THE PROBLEM:
Where a line contains the word "React", copy that line in full.
___
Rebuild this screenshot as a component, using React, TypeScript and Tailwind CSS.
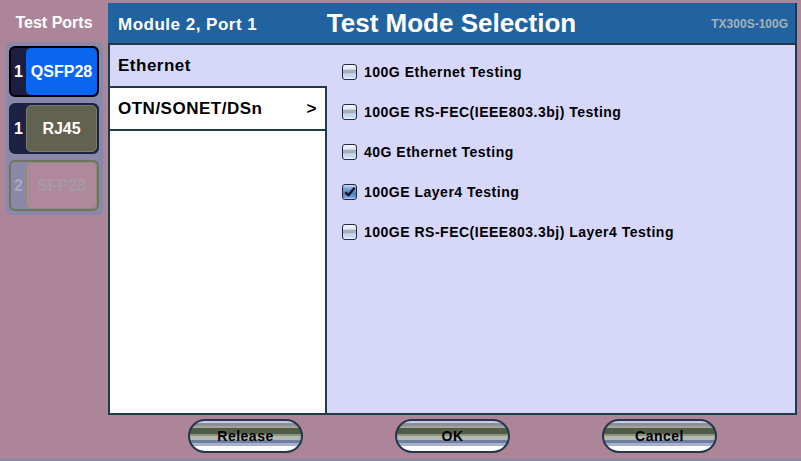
import React from "react";

const items = [
  { label: "100G Ethernet Testing", checked: false },
  { label: "100GE RS-FEC(IEEE803.3bj) Testing", checked: false },
  { label: "40G Ethernet Testing", checked: false },
  { label: "100GE Layer4 Testing", checked: true },
  { label: "100GE RS-FEC(IEEE803.3bj) Layer4 Testing", checked: false },
];

function CheckBox({ checked }: { checked: boolean }) {
  if (checked) {
    return (
      <div className="w-[15px] h-[16px] rounded-[3px] border border-[#1e2638] bg-[linear-gradient(to_bottom,#c8dcf4_0%,#7fa6d8_25%,#4f80c0_60%,#6b9ad4_85%,#b8d0f0_100%)] flex items-center justify-center shrink-0">
        <svg width="12" height="12" viewBox="0 0 12 12">
          <path d="M1.5 6.2 L4.4 9.3 L10.6 1.8" fill="none" stroke="#0f1428" strokeWidth="2.4" strokeLinejoin="round" />
        </svg>
      </div>
    );
  }
  return (
    <div className="w-[15px] h-[16px] rounded-[3px] border border-[#242a3a] bg-[linear-gradient(to_bottom,#f4f7fd_0%,#dfe7f5_30%,#a7adb4_38%,#a7adb4_56%,#bcd3f0_62%,#c9dcf4_85%,#eef4fc_100%)] shrink-0" />
  );
}

function PillButton({ label }: { label: string }) {
  return (
    <div className="w-[115px] h-[34px] rounded-full border-2 border-[#26364a] bg-[linear-gradient(to_bottom,#c9c9ef_0%,#c9c9ef_7%,#8c9094_7%,#8c9094_15%,#a4a498_15%,#a4a498_23%,#4e5c48_23%,#4e5c48_43%,#8c9482_43%,#8c9482_50%,#b6baae_50%,#b6baae_62%,#6e7ea0_62%,#6e7ea0_73%,#a8b0cc_73%,#a8b0cc_84%,#ffffff_84%,#ffffff_100%)] flex items-center justify-center text-[14px] font-bold tracking-[0.5px] text-black">
      {label}
    </div>
  );
}

export default function App() {
  return (
    <div className="w-[801px] h-[461px] bg-[#ad8599] border-b-2 border-[#8888a4] flex overflow-hidden font-['Liberation_Sans',Arial,sans-serif]">
      {/* Left column */}
      <div className="w-[108px] shrink-0 flex flex-col">
        <div className="h-[42px] pt-[3px] flex items-center justify-center text-white font-bold text-[16px]">Test Ports</div>
        <div className="ml-[6px] w-[97px] h-[173px] rounded-[6px] bg-[#8a88a8] pl-[3px] py-[4px] flex flex-col gap-[6px]">
          {/* Port 1 */}
          <div className="w-[90px] h-[51px] rounded-[6px] border-2 border-black bg-[#1b1e3e] flex overflow-hidden">
            <div className="w-[15px] flex items-center justify-center text-white font-bold text-[16px]">1</div>
            <div className="flex-1 rounded-[5px] bg-[#0a66f0] flex items-center justify-center text-white font-bold text-[16px]">QSFP28</div>
          </div>
          {/* Port 2 */}
          <div className="w-[90px] h-[51px] rounded-[6px] border-2 border-[#1d2244] bg-[#1d2244] flex overflow-hidden">
            <div className="w-[15px] flex items-center justify-center text-white font-bold text-[16px]">1</div>
            <div className="flex-1 rounded-[5px] border border-[#7c7c6a] bg-[#626250] flex items-center justify-center text-white font-bold text-[16px]">RJ45</div>
          </div>
          {/* Port 3 */}
          <div className="w-[90px] h-[51px] rounded-[6px] border-2 border-[#6e7460] bg-[#8a88a8] flex overflow-hidden">
            <div className="w-[15px] flex items-center justify-center text-[#a9a9b9] font-bold text-[16px]">2</div>
            <div className="flex-1 rounded-[5px] border border-[#8e8e78] bg-[#b0889c] flex items-center justify-center text-[#a59aa4] font-bold text-[16px]">SFP28</div>
          </div>
        </div>
      </div>

      {/* Dialog + buttons */}
      <div className="w-[689px] shrink-0 flex flex-col pt-[3px]">
        <div className="h-[412px] flex flex-col">
          {/* Header */}
          <div className="h-[42px] shrink-0 bg-[#2163a0] border-b-2 border-r-2 border-[#1f3b4a] grid grid-cols-[1fr_auto_1fr] items-center">
            <div className="pl-[10px] pt-[2px] text-white font-bold text-[17px] tracking-[0.5px] leading-none">Module 2, Port 1</div>
            <div className="text-white font-bold text-[26px] leading-none">Test Mode Selection</div>
            <div className="text-right pr-[7px] pt-[1px] text-[#a8b0b8] font-bold text-[12px] leading-none">TX300S-100G</div>
          </div>
          {/* Body */}
          <div className="flex-1 flex bg-[#d7d7fa] border-l-2 border-r-2 border-b-2 border-[#1f3b4a]">
            <div className="w-[217px] shrink-0 flex flex-col">
              <div className="h-[41px] shrink-0 flex items-center pl-[8px] pt-[1px] text-black font-bold text-[17px] tracking-[0.5px]">Ethernet</div>
              <div className="flex-1 bg-white border-t-2 border-r-2 border-[#1f3b4a] flex flex-col">
                <div className="h-[43px] shrink-0 border-b-2 border-[#1f3b4a] flex items-center justify-between pl-[8px] pr-[8px] text-black font-bold text-[17px] tracking-[0.5px]">
                  <span>OTN/SONET/DSn</span>
                  <span>&gt;</span>
                </div>
              </div>
            </div>
            <div className="flex-1 pt-[7px] pl-[15px] flex flex-col">
              {items.map((it) => (
                <div key={it.label} className="h-[40px] flex items-center gap-[7px]">
                  <CheckBox checked={it.checked} />
                  <span className="text-black font-bold text-[14px] tracking-[0.5px]">{it.label}</span>
                </div>
              ))}
            </div>
          </div>
        </div>
        {/* Buttons */}
        <div className="mt-[4px] flex justify-center gap-[92px]">
          <PillButton label="Release" />
          <PillButton label="OK" />
          <PillButton label="Cancel" />
        </div>
      </div>
    </div>
  );
}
___
RIGHT ANSWER:
Rebuild this screenshot as a component, using React, TypeScript and Tailwind CSS.
import React from "react";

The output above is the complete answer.